「空室対策」の極論とは

 大家さんが日々直面する悩みであり、最大の関心事は、やはり「空室対応」です。
 
 今、満室状態であっても、いつ空室が発生するか分からない不安感、あるいは空室が出て何ヵ月も経つのに入居者の問い合わせが皆目ないという焦燥感は、収入減の現実的な問題と相まって賃貸経営を根底から揺さぶります。
 
 賃貸経営を始めるにあたって当初つくる収支計画では、入居率90~100%で返済プランを立てているケースが多く、空室発生の長期化にはこの返済プランに負担をかけるので、極力避けたいところです。
 
 借り手有利な市場が今後も続くと予想されることから、賃貸経営者としては空室対応に日頃の心の準備ではないのですが、空室に打ち勝つ“理論武装”を固めておくのも大事なことです。いつ出るか分からない空室に対して打つ手を用意しておくということです。
 
 そこで、空室対策ですが、その根本は「空室を出さない賃貸住宅を建て」「空室を出さない経営努力」をすることに極論されます。

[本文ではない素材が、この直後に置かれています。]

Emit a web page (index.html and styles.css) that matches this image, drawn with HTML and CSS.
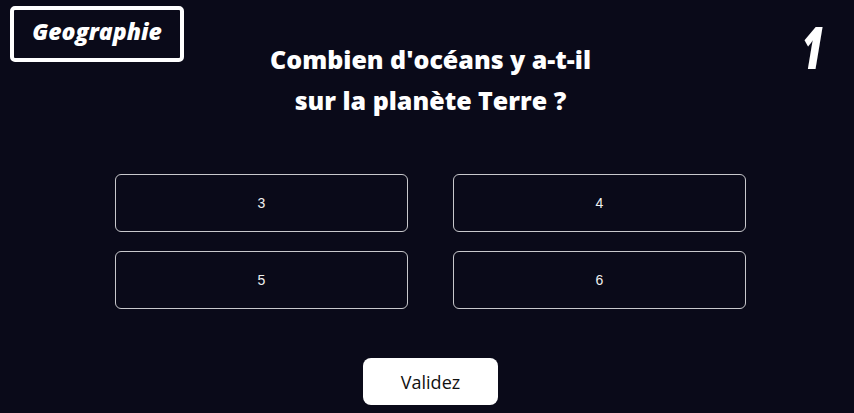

5年先10年先の人の動き、入居者の傾向等をチェックする
 
 土地活用でアパート・マンションを経営するにも「ただ建てる」のではなく、「入居者を完全に呼び込める住宅を建てる」ことです。この差は大きいのです。
 
 土地があるから「勧められるままに建てる」のと、「勧められる中身を納得して着手する」のとでは大違いです。「この地に1アパートを建てて」「常時入居する入居者が見込めるのか」といったことに納得しておくことが大事なのです。

 5年先10年先の人の動き、入居者の傾向はどうなのか?等々をチェックする段階で、色々なものが見えてくるはずです。
 
 「事前のマーケティング」を十分に行い、市場の分析した上で「入居者ニーズに応えた住宅」を建てる。ここをはずすと最後までボタンの掛け違い状態が続きます。
 
 空室対策には色々なアイデアとか工夫がありますが、この当初のマーケティングと入居者ニーズを反映させた建物を建てないと後々苦戦を強いられます。今は物件は数の上では足りている時代なのですから、「入居者を呼び込む建物」でないと、これからの賃貸経営は厳しいものがあります。
 
 空室の原因となる阻害要因をつぶしていくことが、経営努力として必要なのですが、建ってから手を打つのでは遅く、その前に空室を生まない建物を建てないことには勝負になりません。